User Timeline

The user timeline is an exploration in presenting database interactions as a sequential series of events, aiming to solve the user need of context when interacting or evaluating a user.

Iteration 1: Dual-column layout, basic user information, action-focused.

The initial concept attempted to use a two-sided timeline approach, and focused on actions the user had taken. It also highlighted various tags that users already apply to contacts.

We found that this lacked several key features important to the average user. It didn’t include topline info for such critical pieces of information such as age or gender, and users found the timeline somewhat visually confusing.

Also the idea was raised that we could use the tags to unify how our users marked individuals, and make it easier for new users on a campaign to understand what a person’s role was.


Iteration 2

In the second version, we addressed some of these critical issues, and also found some ways to address a few of our users’ other needs. We wanted to highlight how contacts could be best reached, and highlight that information in a few key locations

We added these as topline summaries, and broke the timeline out into a single-column layout to help users more clearly understand the time relationship between items.

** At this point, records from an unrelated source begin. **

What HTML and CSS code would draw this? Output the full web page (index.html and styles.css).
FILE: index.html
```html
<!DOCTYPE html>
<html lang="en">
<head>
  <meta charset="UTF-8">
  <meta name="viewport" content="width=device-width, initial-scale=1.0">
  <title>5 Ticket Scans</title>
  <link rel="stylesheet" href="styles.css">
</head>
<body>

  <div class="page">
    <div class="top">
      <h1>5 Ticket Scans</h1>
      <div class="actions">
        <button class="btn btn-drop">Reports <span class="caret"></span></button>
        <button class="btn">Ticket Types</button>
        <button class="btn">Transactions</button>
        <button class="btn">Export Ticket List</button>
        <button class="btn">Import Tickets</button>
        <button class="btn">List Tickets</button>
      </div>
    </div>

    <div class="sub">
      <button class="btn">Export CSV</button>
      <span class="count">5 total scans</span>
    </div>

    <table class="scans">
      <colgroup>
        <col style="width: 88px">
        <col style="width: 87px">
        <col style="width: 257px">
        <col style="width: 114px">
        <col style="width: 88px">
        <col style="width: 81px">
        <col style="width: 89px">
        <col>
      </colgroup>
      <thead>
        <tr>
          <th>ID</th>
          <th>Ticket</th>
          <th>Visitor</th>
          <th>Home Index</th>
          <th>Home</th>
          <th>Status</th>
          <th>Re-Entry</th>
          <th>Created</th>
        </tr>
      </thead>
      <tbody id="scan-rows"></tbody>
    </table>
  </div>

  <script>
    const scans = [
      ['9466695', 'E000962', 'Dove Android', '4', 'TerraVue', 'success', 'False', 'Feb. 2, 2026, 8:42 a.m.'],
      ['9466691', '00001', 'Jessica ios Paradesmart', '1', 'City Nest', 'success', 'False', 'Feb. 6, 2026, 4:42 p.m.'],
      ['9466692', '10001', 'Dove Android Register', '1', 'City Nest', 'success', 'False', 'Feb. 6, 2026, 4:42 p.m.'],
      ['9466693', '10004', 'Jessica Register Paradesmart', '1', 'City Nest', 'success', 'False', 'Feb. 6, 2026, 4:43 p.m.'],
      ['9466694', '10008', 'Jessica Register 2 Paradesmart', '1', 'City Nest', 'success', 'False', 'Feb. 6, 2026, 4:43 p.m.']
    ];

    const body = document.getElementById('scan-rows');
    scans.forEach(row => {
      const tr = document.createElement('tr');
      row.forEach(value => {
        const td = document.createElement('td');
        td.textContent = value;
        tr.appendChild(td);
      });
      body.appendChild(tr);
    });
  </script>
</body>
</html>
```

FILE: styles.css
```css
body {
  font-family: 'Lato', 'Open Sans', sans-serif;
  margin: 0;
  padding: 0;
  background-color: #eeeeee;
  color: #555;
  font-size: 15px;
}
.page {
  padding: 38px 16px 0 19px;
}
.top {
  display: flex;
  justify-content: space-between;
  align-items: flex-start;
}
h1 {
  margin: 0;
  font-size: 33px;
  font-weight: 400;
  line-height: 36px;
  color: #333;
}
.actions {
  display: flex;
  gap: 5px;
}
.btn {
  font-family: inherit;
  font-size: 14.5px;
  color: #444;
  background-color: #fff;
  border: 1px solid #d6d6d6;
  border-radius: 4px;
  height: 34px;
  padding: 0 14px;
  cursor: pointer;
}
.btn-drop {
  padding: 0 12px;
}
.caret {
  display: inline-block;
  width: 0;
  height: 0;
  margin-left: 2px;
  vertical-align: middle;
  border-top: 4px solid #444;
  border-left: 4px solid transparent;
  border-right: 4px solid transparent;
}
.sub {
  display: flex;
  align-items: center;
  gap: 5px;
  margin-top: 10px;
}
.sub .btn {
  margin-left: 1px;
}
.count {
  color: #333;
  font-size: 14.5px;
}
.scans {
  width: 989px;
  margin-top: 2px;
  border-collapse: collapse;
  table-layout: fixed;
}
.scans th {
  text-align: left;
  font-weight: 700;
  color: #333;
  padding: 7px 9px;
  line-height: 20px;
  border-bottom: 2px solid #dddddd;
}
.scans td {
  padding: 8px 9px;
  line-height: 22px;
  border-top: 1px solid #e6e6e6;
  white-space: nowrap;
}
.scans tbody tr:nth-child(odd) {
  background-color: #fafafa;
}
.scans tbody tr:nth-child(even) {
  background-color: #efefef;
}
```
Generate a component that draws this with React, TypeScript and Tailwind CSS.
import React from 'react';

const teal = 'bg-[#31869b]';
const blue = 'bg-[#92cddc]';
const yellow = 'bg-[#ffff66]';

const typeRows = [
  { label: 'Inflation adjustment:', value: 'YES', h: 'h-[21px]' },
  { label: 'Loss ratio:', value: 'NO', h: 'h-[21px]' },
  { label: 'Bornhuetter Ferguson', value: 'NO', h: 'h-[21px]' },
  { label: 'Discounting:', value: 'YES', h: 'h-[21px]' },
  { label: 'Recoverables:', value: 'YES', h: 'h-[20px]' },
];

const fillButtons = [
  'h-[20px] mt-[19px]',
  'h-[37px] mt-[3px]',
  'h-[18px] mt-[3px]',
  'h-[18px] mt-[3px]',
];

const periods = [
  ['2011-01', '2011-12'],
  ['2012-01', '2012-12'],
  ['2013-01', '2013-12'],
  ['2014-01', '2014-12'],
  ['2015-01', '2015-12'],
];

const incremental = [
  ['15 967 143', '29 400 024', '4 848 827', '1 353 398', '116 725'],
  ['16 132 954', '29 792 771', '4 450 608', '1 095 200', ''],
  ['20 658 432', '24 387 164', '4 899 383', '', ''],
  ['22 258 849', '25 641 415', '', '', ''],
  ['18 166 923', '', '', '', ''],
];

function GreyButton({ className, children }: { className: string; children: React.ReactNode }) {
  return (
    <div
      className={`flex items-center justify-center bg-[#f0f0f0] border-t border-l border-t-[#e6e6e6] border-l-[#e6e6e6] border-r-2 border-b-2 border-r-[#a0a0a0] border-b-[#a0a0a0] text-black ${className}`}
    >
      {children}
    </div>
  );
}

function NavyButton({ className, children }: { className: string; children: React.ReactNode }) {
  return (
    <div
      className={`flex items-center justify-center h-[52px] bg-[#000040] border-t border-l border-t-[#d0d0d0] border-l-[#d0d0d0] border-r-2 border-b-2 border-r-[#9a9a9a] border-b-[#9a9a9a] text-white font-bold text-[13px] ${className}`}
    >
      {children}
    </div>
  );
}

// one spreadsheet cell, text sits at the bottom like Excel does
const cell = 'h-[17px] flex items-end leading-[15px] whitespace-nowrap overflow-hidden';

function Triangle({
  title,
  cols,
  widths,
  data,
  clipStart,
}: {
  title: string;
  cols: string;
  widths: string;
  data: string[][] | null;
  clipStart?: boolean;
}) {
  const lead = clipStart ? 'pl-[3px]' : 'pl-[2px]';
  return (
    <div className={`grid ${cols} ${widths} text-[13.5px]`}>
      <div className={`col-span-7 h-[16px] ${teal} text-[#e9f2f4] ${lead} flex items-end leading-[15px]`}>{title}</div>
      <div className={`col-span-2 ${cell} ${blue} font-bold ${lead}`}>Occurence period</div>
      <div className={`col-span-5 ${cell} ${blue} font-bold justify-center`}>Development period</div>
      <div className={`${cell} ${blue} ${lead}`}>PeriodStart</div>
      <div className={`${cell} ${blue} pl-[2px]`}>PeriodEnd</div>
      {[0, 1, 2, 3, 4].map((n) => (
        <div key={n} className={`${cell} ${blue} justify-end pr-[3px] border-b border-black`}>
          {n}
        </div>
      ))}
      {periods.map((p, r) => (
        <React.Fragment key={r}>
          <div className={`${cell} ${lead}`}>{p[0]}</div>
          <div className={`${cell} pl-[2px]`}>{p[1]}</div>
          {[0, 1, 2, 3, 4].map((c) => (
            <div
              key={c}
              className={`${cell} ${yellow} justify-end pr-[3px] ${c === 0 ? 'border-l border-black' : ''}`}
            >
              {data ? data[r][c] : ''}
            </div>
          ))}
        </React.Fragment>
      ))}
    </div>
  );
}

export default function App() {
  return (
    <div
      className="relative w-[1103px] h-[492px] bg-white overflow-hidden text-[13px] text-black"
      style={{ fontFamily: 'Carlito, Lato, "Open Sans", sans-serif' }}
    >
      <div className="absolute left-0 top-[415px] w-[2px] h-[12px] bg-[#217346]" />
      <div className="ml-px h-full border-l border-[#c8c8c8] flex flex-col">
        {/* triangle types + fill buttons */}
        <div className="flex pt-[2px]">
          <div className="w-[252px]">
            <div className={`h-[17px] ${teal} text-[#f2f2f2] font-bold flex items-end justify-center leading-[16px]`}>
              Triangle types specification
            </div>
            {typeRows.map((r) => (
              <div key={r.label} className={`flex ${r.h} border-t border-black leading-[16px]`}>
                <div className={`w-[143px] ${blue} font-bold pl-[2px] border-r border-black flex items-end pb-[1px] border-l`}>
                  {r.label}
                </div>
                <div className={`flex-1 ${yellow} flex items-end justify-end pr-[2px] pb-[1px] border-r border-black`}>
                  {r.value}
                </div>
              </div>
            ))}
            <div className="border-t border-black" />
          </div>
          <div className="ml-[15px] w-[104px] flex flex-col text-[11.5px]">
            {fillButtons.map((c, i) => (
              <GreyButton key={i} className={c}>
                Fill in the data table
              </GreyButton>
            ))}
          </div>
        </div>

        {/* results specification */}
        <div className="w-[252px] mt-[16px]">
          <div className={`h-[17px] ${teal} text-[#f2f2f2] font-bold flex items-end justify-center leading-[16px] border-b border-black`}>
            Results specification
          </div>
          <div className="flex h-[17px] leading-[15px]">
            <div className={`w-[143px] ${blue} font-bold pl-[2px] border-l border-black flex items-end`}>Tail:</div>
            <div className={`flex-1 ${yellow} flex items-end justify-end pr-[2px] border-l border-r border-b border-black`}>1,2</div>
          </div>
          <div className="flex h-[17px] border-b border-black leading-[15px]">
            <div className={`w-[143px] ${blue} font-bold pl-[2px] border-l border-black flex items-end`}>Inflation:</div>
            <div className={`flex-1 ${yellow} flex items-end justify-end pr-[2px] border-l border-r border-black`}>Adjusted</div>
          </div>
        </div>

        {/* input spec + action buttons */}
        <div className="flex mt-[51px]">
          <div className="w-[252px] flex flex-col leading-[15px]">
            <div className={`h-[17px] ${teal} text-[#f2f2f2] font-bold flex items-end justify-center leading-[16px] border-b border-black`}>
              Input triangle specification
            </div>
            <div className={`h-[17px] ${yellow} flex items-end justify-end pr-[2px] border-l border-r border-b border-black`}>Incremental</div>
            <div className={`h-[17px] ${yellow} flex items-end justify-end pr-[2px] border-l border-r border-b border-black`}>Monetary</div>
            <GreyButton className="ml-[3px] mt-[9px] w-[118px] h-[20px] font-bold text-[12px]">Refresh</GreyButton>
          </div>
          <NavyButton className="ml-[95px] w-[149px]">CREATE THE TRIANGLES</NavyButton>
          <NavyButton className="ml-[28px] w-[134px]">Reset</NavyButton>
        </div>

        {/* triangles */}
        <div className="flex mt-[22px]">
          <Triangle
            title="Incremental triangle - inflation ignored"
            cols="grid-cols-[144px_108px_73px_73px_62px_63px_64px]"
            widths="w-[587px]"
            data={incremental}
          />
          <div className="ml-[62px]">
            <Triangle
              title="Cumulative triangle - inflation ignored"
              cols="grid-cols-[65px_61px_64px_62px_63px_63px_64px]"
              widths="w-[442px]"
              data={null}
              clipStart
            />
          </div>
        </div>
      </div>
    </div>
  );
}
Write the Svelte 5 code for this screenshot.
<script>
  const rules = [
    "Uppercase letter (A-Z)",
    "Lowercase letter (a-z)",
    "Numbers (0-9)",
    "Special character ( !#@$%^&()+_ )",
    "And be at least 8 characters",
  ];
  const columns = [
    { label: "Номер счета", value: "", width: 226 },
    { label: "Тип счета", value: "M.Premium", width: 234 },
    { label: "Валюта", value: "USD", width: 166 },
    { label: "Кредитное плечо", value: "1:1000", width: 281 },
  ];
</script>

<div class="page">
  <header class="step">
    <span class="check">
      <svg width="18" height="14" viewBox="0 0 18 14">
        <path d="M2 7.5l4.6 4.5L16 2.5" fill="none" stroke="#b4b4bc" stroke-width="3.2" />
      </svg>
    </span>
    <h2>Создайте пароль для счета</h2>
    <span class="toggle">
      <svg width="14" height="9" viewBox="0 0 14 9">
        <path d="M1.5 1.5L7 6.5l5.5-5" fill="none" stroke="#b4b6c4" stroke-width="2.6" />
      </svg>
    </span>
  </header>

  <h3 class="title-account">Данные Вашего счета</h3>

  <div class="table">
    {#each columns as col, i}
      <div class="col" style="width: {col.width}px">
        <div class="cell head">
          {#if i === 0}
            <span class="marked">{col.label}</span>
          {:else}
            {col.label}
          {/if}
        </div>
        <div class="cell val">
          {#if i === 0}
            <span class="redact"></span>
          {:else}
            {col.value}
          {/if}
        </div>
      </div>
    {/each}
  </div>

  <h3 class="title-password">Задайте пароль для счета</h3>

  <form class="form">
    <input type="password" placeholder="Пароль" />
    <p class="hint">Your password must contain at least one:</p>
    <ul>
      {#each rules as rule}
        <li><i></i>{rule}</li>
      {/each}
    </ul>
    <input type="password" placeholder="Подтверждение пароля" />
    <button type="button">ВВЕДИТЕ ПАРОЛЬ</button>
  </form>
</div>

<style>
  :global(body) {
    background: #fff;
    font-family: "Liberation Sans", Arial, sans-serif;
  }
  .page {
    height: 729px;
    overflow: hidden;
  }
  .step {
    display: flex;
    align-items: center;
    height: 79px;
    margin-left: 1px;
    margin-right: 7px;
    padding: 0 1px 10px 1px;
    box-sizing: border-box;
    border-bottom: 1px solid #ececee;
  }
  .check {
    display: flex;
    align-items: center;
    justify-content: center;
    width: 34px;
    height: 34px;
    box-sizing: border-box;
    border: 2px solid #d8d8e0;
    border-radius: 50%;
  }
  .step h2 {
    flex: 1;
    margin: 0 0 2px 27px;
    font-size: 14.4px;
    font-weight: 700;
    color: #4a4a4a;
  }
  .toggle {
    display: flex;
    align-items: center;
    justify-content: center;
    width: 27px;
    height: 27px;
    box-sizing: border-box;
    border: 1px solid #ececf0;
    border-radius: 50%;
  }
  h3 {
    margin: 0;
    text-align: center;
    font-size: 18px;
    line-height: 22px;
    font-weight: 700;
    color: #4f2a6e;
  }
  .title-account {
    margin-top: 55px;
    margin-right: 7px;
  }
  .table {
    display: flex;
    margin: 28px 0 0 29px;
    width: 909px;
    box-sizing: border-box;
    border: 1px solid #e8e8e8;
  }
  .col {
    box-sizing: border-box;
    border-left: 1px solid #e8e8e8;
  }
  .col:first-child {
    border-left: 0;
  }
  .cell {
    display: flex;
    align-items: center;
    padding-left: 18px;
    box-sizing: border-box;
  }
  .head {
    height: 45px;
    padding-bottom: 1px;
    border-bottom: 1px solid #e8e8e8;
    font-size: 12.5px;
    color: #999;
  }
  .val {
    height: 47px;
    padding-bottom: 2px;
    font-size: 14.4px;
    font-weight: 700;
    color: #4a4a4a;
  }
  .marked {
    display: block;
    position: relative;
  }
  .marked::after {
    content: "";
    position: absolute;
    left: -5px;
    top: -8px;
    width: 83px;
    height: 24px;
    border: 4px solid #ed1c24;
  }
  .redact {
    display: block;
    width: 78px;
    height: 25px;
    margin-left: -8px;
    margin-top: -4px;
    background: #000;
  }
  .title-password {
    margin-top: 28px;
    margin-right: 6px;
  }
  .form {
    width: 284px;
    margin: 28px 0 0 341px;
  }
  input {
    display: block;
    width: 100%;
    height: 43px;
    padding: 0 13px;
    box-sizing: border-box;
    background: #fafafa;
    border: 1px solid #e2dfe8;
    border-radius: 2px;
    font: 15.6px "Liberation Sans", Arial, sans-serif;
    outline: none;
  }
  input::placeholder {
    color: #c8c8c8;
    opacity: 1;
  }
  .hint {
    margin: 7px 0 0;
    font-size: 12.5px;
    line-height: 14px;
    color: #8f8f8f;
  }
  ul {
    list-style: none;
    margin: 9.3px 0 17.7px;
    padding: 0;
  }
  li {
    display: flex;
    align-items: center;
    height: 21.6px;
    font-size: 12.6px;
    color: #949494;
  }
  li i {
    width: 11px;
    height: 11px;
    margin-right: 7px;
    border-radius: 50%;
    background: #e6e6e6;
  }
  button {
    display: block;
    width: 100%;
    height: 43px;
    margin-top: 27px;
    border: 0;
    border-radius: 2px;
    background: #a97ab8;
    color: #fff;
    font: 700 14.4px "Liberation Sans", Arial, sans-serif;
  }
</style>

A few other key improvements were the ability to filter timeline events, to suit their needs. After seeing what real data looked like in our original design, we also realized that some events were far too common to include on the timeline. We took those items out of the timeline unless they resulted in a meaningful event, and put them into monthly roll-ups instead.


User Timeline Iteration 3In our third iteration, we made more subtle changes. Talking to experienced users helped us understand which pieces of information were most valuable, and which were unnecessary. Some filter options didn’t make sense in a timeline context, and there was more noise in the visual layout than needed.

This final design was something we were happy with, and from here we moved on to prototyping.